Essa mudança não foi planejada para ajudar minoritários – não há almoço grátis, dizem os economistas. As ações ordinárias da Embraer apresentavam havia algum tempo baixa liquidez. E estavam com preço muito baixo se comparado ao das ações preferenciais, as PNs, que não dão direito a voto, mas têm 10% a mais nos dividendos. Resumo da ópera: as ações ON eram pouco atrativas para o mercado porque não davam poder político (estabelecido no Acordo de Acionistas), geravam menos dividendos e possuíam baixa liquidez. “A diferença entre o valor das ações ON e PN chegou a quase 40% em dezembro. Agora, está mínima”, diz o analista Alexandre Garcia, da corretora Ágora Sênior. É algo lógico. Quando existe uma diferença de 40% entre as ações – e todos sabem que no futuro elas terão o mesmo valor, isto é, serão todas ON –, a tendência é a compra da ação mais barata, a ON, o que fará com que o valor dela suba, levando as duas a convergirem para o mesmo preço. “Atualmente, o preço das duas ações está muito semelhante. Em um mês e meio, os controladores valorizaram em 40% suas ações”, explica Garcia.

Nessa história, David e Golias não são, entretanto, necessariamente adversários. Eles podem ser parceiros. Afinal, os minoritários serão beneficiados por tabela. Com a pulverização do controle, além de ganhar voz política dentro da Embraer, eles ainda terão certa blindagem nos seus papéis, já que possuirão o mesmo tipo de ação que os controladores. Nos países desenvolvidos e nas grandes companhias mundiais, o controle pulverizado é comum. Ou seja, as grandes empresas pertencem, de fato, ao mercado. É a realização final do próprio capitalismo. A GE, por exemplo, maior empresa do mundo em valor de mercado (US$ 372 bilhões em 2004, ou mais da metade do PIB do Brasil), tem ações pulverizadas entre milhares de acionistas. O grupo controlador da GE possui apenas 10% de suas ações – convém lembrar que, nos EUA, até a dona-de-casa rechonchuda do Texas investe em ações, enquanto aqui isso, infelizmente, não acontece. Prova do sucesso do modelo é a boa recepção do mercado. “Apesar de não termos entregado o número de aviões previstos para 2005 e da confusão com a venda para a Venezuela, nossas ações estão subindo”, destaca Botelho, lembrando do recente veto americano à venda de 36 caças supertucano para a nação de Hugo Chávez.

Com os papéis a serem negociados no Novo Mercado, e com garantias de um novo padrão de governança corporativa, as ações da Embraer ganharão mais liquidez, o que pode atrair novos e potenciais investidores.

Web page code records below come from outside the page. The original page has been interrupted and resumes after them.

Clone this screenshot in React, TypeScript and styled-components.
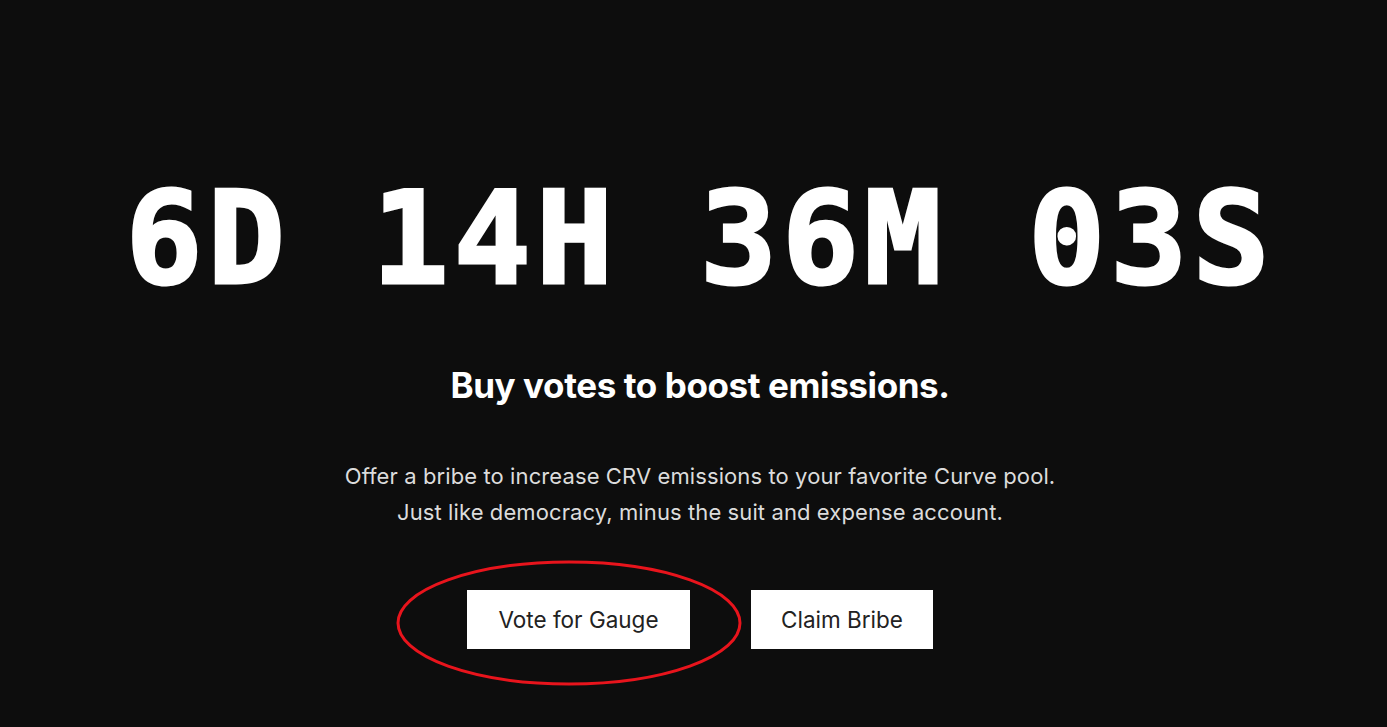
import React from 'react'
import styled, { createGlobalStyle } from 'styled-components'

const GlobalStyle = createGlobalStyle`
  html, body {
    margin: 0;
    padding: 0;
    background: #0d0d0d;
  }
  body {
    font-family: Inter, "Noto Sans", "Liberation Sans", sans-serif;
  }
`;

const Page = styled.div`
  min-height: 727px;
  display: flex;
  flex-direction: column;
  align-items: center;
  padding-left: 13px;
  box-sizing: border-box;
  color: #fff;
`;

const Countdown = styled.h1`
  margin: 174px 0 0;
  font-family: "DejaVu Sans Mono", "Liberation Mono", monospace;
  font-weight: 700;
  font-size: 128px;
  line-height: 130px;
  letter-spacing: 5px;
  white-space: pre;
  -webkit-text-stroke: 3px #fff;
  font-variant-numeric: slashed-zero;
`;

const Title = styled.h2`
  margin: 60px 0 0;
  font-size: 35px;
  font-weight: 700;
  letter-spacing: -0.4px;
  line-height: 42px;
`;

const Lead = styled.p`
  margin: 52px 0 0;
  font-size: 22px;
  line-height: 36px;
  color: #dcdcdc;
  text-align: center;
  letter-spacing: 0.1px;
`;

const Actions = styled.div`
  margin-top: 60px;
  display: flex;
  gap: 61px;
`;

const ButtonWrap = styled.div`
  position: relative;
`;

const Button = styled.button<{ $width: number }>`
  width: ${p => p.$width}px;
  height: 59px;
  border: none;
  border-radius: 0;
  background: #fff;
  color: #222;
  font-family: inherit;
  font-size: 22.5px;
  cursor: pointer;
`;

const Circle = styled.svg`
  position: absolute;
  left: -72px;
  top: -31px;
  pointer-events: none;
`;

const App = () => {
  return (
    <>
      <GlobalStyle />
      <Page>
        <Countdown>6D 14H 36M 03S</Countdown>
        <Title>Buy votes to boost emissions.</Title>
        <Lead>
          Offer a bribe to increase CRV emissions to your favorite Curve pool.
          <br />
          Just like democracy, minus the suit and expense account.
        </Lead>
        <Actions>
          <ButtonWrap>
            <Button $width={223}>Vote for Gauge</Button>
            <Circle width="348" height="128" viewBox="0 0 348 128">
              <ellipse cx="174" cy="64" rx="171" ry="61" fill="none" stroke="#e8141c" strokeWidth="3" />
            </Circle>
          </ButtonWrap>
          <Button $width={182}>Claim Bribe</Button>
        </Actions>
      </Page>
    </>
  )
}

export default App
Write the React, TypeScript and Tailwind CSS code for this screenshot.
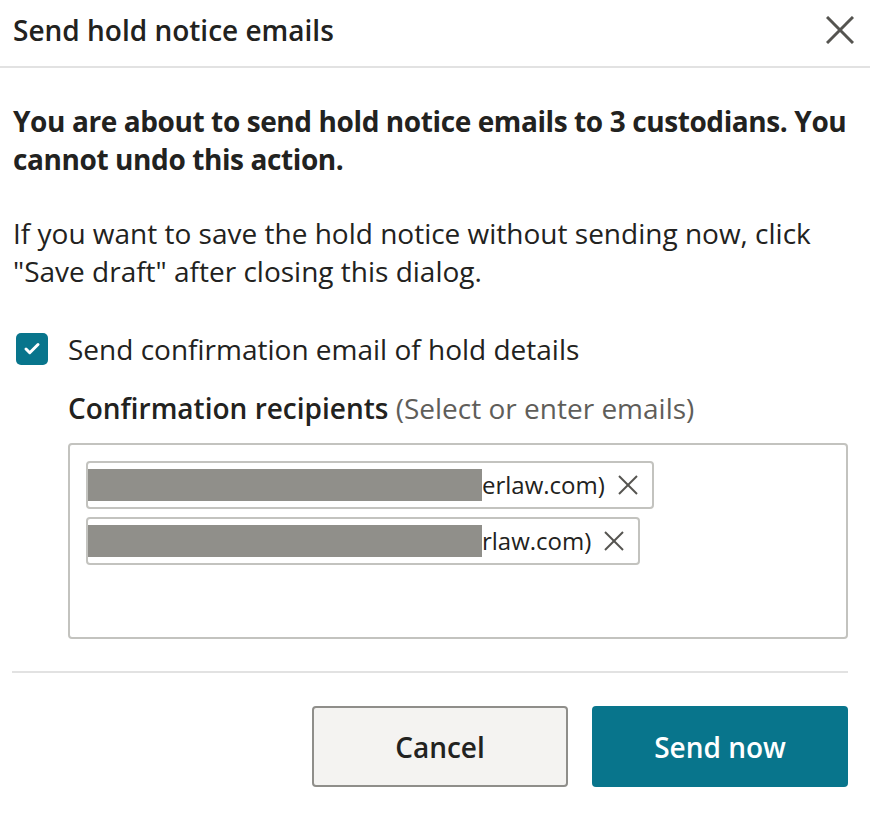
import { Check } from 'lucide-react';

const recipients = [
  { hidden: 394, tail: 'erlaw.com)' },
  { hidden: 394, tail: 'rlaw.com)' },
];

function Cross({ size, stroke, className }: { size: number; stroke: number; className?: string }) {
  return (
    <svg width={size} height={size} viewBox={`0 0 ${size} ${size}`} className={className} fill="none" stroke="currentColor" strokeWidth={stroke}>
      <line x1="1" y1="1" x2={size - 1} y2={size - 1} />
      <line x1={size - 1} y1="1" x2="1" y2={size - 1} />
    </svg>
  );
}

export default function App() {
  return (
    <div className="w-[870px] h-[816px] bg-white text-[#222220] font-['Open_Sans',sans-serif] overflow-hidden">
      <div className="h-[68px] flex items-center justify-between pl-[13px] pr-[16px] border-b-2 border-[#e2e2e2]">
        <h2 className="text-[28px] font-semibold leading-none -mt-[6px]">Send hold notice emails</h2>
        <button className="text-[#555450] -mt-[6px]">
          <Cross size={28} stroke={3} />
        </button>
      </div>

      <div className="pl-[13px] pr-[16px] pt-[34px]">
        <p className="text-[28px] font-bold leading-[38px] tracking-[-0.4px] pr-[4px]">
          You are about to send hold notice emails to 3 custodians. You cannot undo this action.
        </p>
        <p className="text-[28px] leading-[38px] mt-[36px]">
          If you want to save the hold notice without sending now, click "Save draft" after closing this dialog.
        </p>

        <label className="flex items-center gap-[20px] mt-[43px] pl-[3px]">
          <span className="w-[32px] h-[32px] rounded-[5px] bg-[#08758c] flex items-center justify-center text-white">
            <Check size={18} strokeWidth={4} />
          </span>
          <span className="text-[28px] leading-[32px]">Send confirmation email of hold details</span>
        </label>

        <div className="pl-[55px] mt-[26px]">
          <div className="text-[28px] leading-[34px]">
            <span className="font-semibold">Confirmation recipients</span>{' '}
            <span className="text-[#5f5e5a]">(Select or enter emails)</span>
          </div>
          <div className="mt-[18px] h-[196px] w-[780px] border-2 border-[#c3c3bf] rounded-[4px] px-[16px] pt-[16px] flex flex-col items-start gap-[8px]">
            {recipients.map((r, i) => (
              <div key={i} className="h-[48px] border-2 border-[#c3c3bf] rounded-[4px] flex items-center pr-[14px]">
                <span className="h-[32px] bg-[#908f8a]" style={{ width: r.hidden }} />
                <span className="text-[24px] leading-none">{r.tail}</span>
                <Cross size={20} stroke={2} className="ml-[13px] text-[#555450]" />
              </div>
            ))}
          </div>
        </div>

        <div className="mt-[32px] h-[2px] w-[836px] -ml-[1px] bg-[#e2e2e2]" />

        <div className="flex justify-end gap-[24px] mt-[33px] pr-[6px]">
          <button className="w-[256px] h-[81px] rounded-[4px] border-2 border-[#8f8e8a] bg-[#f4f3f1] text-[28px] font-semibold">
            Cancel
          </button>
          <button className="w-[256px] h-[81px] rounded-[4px] bg-[#08758c] text-white text-[28px] font-semibold">
            Send now
          </button>
        </div>
      </div>
    </div>
  );
}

É uma forma de tornar as ações mais atrativas, pois diminui a percepção de risco nos investidores. E por se tratar de uma área estratégica, principalmente no setor de segurança, o governo continua com poder de veto em vários pontos. Caso haja o “sim” dos acionistas, o vitorioso modelo de gestão da Embraer pode se tornar exemplo para a incipiente e necessária modernização e profissionalização do País.